Я рассказал одному знакомому прозаику (сейчас он довольно известен). Он написал (пиршество слога и стиля). У него получилось о нищете нашего духа. О том, что вот, вместо того, чтоб напоследок «окинуть взором, осмыслить жизнь»… Живописал деградацию высокого интеллектуала (сочувственно живописал. Сочувствие было искренним. Но это сочувствие литератора). Его рассказ так и назывался «Стерлядь». Он не задумался только, что есть кое-что поважнее, поглубже, чем «окинуть взором», и в самом неосмыслении жизни «напоследок» кроется смысл, пусть весьма неудобный для нас и не лестный для жизни… А вообще-то чувство было такое, что я невзначай предал Марка.

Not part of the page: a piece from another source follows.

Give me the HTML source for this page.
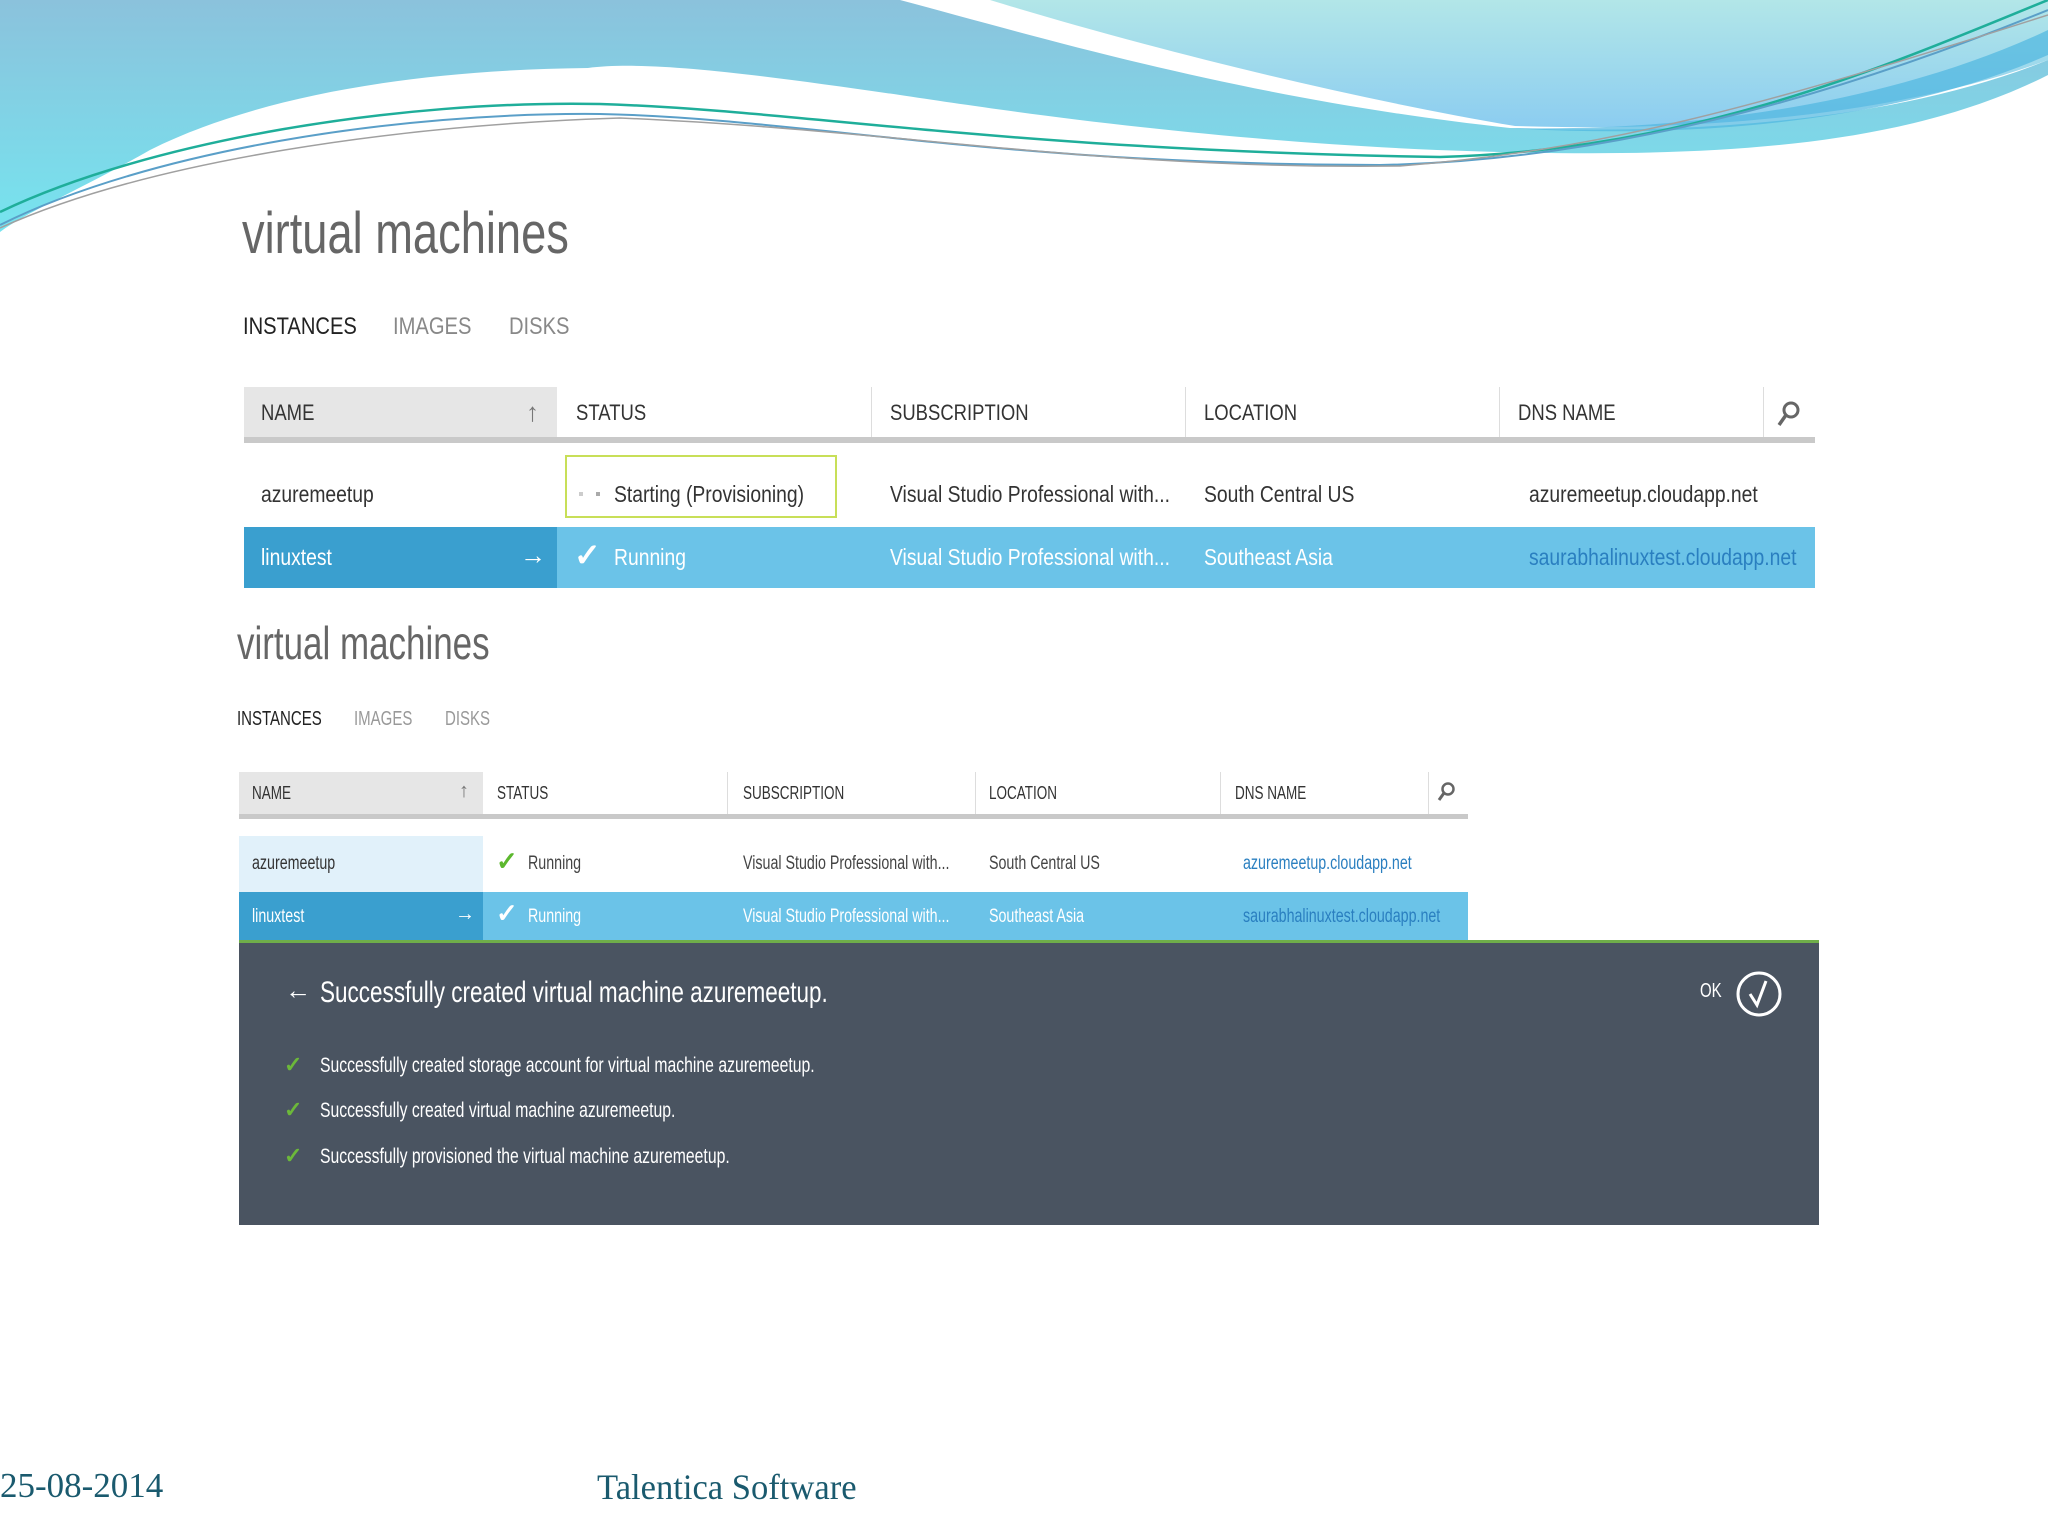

А знаешь, я любил его. Сострадал. Но при всем при этом было чуть ли не удовлетворение какое-то оттого, что время работает против него. Это как доказательство, что оно на моей стороне (?) Как обещание жизни яркой и чистой (?) По наивности, наверно, я считал тогда, что моя любовь к нему оправдывает меня за все это.